■ **Dataset content**:

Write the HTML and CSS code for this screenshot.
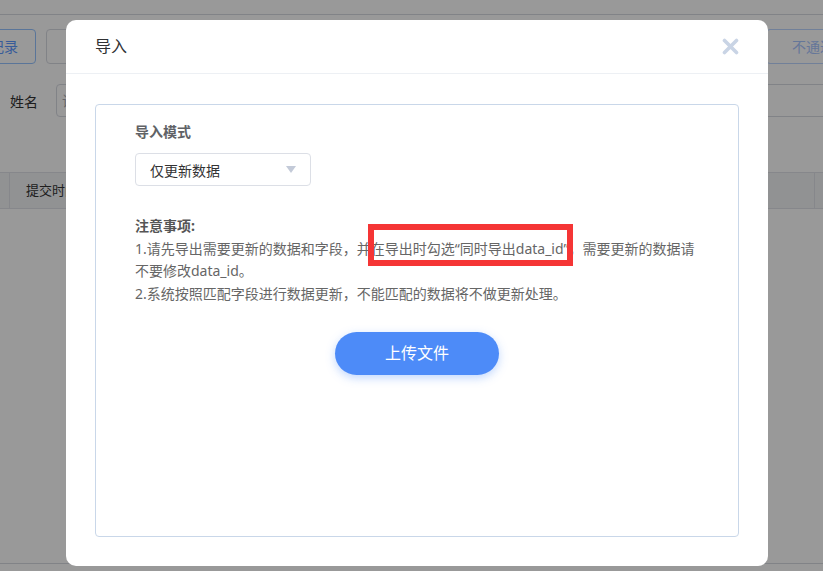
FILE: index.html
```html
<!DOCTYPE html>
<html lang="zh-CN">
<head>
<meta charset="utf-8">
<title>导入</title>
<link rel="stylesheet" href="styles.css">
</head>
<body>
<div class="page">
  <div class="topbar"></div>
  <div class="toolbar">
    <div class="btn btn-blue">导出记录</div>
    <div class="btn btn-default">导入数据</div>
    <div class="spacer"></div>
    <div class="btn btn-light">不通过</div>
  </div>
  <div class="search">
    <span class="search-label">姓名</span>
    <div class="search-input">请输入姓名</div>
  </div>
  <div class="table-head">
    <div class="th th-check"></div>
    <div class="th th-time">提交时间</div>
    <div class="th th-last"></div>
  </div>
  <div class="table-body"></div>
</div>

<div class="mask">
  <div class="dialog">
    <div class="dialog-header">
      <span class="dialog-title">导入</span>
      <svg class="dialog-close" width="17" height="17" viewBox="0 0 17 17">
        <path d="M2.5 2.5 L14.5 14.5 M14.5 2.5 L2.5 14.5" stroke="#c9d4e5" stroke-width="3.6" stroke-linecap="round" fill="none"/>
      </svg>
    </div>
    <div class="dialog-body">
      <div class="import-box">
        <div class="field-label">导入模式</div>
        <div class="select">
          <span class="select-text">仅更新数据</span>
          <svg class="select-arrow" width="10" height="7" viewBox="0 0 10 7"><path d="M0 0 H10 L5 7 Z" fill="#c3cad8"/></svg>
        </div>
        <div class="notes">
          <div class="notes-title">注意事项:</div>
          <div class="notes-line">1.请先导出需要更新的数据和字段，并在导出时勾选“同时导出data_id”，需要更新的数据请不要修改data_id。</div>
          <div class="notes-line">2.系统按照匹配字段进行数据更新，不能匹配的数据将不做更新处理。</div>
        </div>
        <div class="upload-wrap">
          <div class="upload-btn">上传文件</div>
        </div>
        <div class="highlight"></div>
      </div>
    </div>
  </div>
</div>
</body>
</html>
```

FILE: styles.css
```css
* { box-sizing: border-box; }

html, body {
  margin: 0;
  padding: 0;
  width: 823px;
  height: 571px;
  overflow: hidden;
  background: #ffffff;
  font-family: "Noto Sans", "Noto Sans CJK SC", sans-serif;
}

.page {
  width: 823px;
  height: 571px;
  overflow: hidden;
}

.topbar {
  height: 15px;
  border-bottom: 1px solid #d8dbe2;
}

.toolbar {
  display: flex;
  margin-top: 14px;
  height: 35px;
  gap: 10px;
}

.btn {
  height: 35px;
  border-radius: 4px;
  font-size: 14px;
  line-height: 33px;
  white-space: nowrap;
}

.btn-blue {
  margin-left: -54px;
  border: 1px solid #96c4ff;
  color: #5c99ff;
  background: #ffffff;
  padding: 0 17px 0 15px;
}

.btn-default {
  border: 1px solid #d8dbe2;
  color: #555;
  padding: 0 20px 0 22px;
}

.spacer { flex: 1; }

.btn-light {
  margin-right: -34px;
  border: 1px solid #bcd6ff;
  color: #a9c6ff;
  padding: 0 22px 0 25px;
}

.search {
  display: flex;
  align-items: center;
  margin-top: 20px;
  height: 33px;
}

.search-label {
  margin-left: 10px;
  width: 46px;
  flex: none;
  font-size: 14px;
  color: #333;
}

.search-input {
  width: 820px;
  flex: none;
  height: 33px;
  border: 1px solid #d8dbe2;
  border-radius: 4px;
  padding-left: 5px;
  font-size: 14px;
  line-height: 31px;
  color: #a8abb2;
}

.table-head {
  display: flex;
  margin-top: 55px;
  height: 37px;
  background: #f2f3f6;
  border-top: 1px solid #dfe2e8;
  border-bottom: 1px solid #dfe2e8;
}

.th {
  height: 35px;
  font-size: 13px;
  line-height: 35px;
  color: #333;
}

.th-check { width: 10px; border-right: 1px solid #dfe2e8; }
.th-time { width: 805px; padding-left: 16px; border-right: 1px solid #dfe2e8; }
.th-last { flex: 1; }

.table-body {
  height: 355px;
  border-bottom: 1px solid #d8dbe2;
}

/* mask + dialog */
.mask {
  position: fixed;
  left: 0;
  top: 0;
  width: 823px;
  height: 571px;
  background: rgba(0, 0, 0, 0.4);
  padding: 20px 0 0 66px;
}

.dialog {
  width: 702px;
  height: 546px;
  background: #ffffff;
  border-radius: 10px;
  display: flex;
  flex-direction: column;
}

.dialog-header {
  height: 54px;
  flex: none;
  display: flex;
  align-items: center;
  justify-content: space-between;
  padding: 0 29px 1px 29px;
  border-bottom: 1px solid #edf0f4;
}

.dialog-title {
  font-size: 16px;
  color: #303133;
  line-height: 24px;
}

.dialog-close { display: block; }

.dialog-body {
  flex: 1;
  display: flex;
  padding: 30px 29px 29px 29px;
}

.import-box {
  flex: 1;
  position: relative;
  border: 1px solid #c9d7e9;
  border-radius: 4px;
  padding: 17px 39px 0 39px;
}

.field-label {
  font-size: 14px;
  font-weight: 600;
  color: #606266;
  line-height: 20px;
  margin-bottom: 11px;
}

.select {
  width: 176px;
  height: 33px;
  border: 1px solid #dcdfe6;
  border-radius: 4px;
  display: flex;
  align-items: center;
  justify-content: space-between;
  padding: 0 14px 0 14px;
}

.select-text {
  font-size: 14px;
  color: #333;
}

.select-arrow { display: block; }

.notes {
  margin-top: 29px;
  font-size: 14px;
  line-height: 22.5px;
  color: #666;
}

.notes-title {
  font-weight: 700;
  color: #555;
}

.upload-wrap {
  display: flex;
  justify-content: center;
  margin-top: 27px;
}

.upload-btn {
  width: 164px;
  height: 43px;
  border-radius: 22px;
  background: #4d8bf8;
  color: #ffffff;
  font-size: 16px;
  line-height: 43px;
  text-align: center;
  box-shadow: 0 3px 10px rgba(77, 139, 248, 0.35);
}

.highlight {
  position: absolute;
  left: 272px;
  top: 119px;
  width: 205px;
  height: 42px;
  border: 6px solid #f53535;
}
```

■ **Set task**: Repeat the data above exactly, but not the pictures.

■ **Solution for this problem**:
Write the HTML and CSS code for this screenshot.
FILE: index.html
```html
<!DOCTYPE html>
<html lang="zh-CN">
<head>
<meta charset="utf-8">
<title>导入</title>
<link rel="stylesheet" href="styles.css">
</head>
<body>
<div class="page">
  <div class="topbar"></div>
  <div class="toolbar">
    <div class="btn btn-blue">导出记录</div>
    <div class="btn btn-default">导入数据</div>
    <div class="spacer"></div>
    <div class="btn btn-light">不通过</div>
  </div>
  <div class="search">
    <span class="search-label">姓名</span>
    <div class="search-input">请输入姓名</div>
  </div>
  <div class="table-head">
    <div class="th th-check"></div>
    <div class="th th-time">提交时间</div>
    <div class="th th-last"></div>
  </div>
  <div class="table-body"></div>
</div>

<div class="mask">
  <div class="dialog">
    <div class="dialog-header">
      <span class="dialog-title">导入</span>
      <svg class="dialog-close" width="17" height="17" viewBox="0 0 17 17">
        <path d="M2.5 2.5 L14.5 14.5 M14.5 2.5 L2.5 14.5" stroke="#c9d4e5" stroke-width="3.6" stroke-linecap="round" fill="none"/>
      </svg>
    </div>
    <div class="dialog-body">
      <div class="import-box">
        <div class="field-label">导入模式</div>
        <div class="select">
          <span class="select-text">仅更新数据</span>
          <svg class="select-arrow" width="10" height="7" viewBox="0 0 10 7"><path d="M0 0 H10 L5 7 Z" fill="#c3cad8"/></svg>
        </div>
        <div class="notes">
          <div class="notes-title">注意事项:</div>
          <div class="notes-line">1.请先导出需要更新的数据和字段，并在导出时勾选“同时导出data_id”，需要更新的数据请不要修改data_id。</div>
          <div class="notes-line">2.系统按照匹配字段进行数据更新，不能匹配的数据将不做更新处理。</div>
        </div>
        <div class="upload-wrap">
          <div class="upload-btn">上传文件</div>
        </div>
        <div class="highlight"></div>
      </div>
    </div>
  </div>
</div>
</body>
</html>
```

FILE: styles.css
```css
* { box-sizing: border-box; }

html, body {
  margin: 0;
  padding: 0;
  width: 823px;
  height: 571px;
  overflow: hidden;
  background: #ffffff;
  font-family: "Noto Sans", "Noto Sans CJK SC", sans-serif;
}

.page {
  width: 823px;
  height: 571px;
  overflow: hidden;
}

.topbar {
  height: 15px;
  border-bottom: 1px solid #d8dbe2;
}

.toolbar {
  display: flex;
  margin-top: 14px;
  height: 35px;
  gap: 10px;
}

.btn {
  height: 35px;
  border-radius: 4px;
  font-size: 14px;
  line-height: 33px;
  white-space: nowrap;
}

.btn-blue {
  margin-left: -54px;
  border: 1px solid #96c4ff;
  color: #5c99ff;
  background: #ffffff;
  padding: 0 17px 0 15px;
}

.btn-default {
  border: 1px solid #d8dbe2;
  color: #555;
  padding: 0 20px 0 22px;
}

.spacer { flex: 1; }

.btn-light {
  margin-right: -34px;
  border: 1px solid #bcd6ff;
  color: #a9c6ff;
  padding: 0 22px 0 25px;
}

.search {
  display: flex;
  align-items: center;
  margin-top: 20px;
  height: 33px;
}

.search-label {
  margin-left: 10px;
  width: 46px;
  flex: none;
  font-size: 14px;
  color: #333;
}

.search-input {
  width: 820px;
  flex: none;
  height: 33px;
  border: 1px solid #d8dbe2;
  border-radius: 4px;
  padding-left: 5px;
  font-size: 14px;
  line-height: 31px;
  color: #a8abb2;
}

.table-head {
  display: flex;
  margin-top: 55px;
  height: 37px;
  background: #f2f3f6;
  border-top: 1px solid #dfe2e8;
  border-bottom: 1px solid #dfe2e8;
}

.th {
  height: 35px;
  font-size: 13px;
  line-height: 35px;
  color: #333;
}

.th-check { width: 10px; border-right: 1px solid #dfe2e8; }
.th-time { width: 805px; padding-left: 16px; border-right: 1px solid #dfe2e8; }
.th-last { flex: 1; }

.table-body {
  height: 355px;
  border-bottom: 1px solid #d8dbe2;
}

/* mask + dialog */
.mask {
  position: fixed;
  left: 0;
  top: 0;
  width: 823px;
  height: 571px;
  background: rgba(0, 0, 0, 0.4);
  padding: 20px 0 0 66px;
}

.dialog {
  width: 702px;
  height: 546px;
  background: #ffffff;
  border-radius: 10px;
  display: flex;
  flex-direction: column;
}

.dialog-header {
  height: 54px;
  flex: none;
  display: flex;
  align-items: center;
  justify-content: space-between;
  padding: 0 29px 1px 29px;
  border-bottom: 1px solid #edf0f4;
}

.dialog-title {
  font-size: 16px;
  color: #303133;
  line-height: 24px;
}

.dialog-close { display: block; }

.dialog-body {
  flex: 1;
  display: flex;
  padding: 30px 29px 29px 29px;
}

.import-box {
  flex: 1;
  position: relative;
  border: 1px solid #c9d7e9;
  border-radius: 4px;
  padding: 17px 39px 0 39px;
}

.field-label {
  font-size: 14px;
  font-weight: 600;
  color: #606266;
  line-height: 20px;
  margin-bottom: 11px;
}

.select {
  width: 176px;
  height: 33px;
  border: 1px solid #dcdfe6;
  border-radius: 4px;
  display: flex;
  align-items: center;
  justify-content: space-between;
  padding: 0 14px 0 14px;
}

.select-text {
  font-size: 14px;
  color: #333;
}

.select-arrow { display: block; }

.notes {
  margin-top: 29px;
  font-size: 14px;
  line-height: 22.5px;
  color: #666;
}

.notes-title {
  font-weight: 700;
  color: #555;
}

.upload-wrap {
  display: flex;
  justify-content: center;
  margin-top: 27px;
}

.upload-btn {
  width: 164px;
  height: 43px;
  border-radius: 22px;
  background: #4d8bf8;
  color: #ffffff;
  font-size: 16px;
  line-height: 43px;
  text-align: center;
  box-shadow: 0 3px 10px rgba(77, 139, 248, 0.35);
}

.highlight {
  position: absolute;
  left: 272px;
  top: 119px;
  width: 205px;
  height: 42px;
  border: 6px solid #f53535;
}
```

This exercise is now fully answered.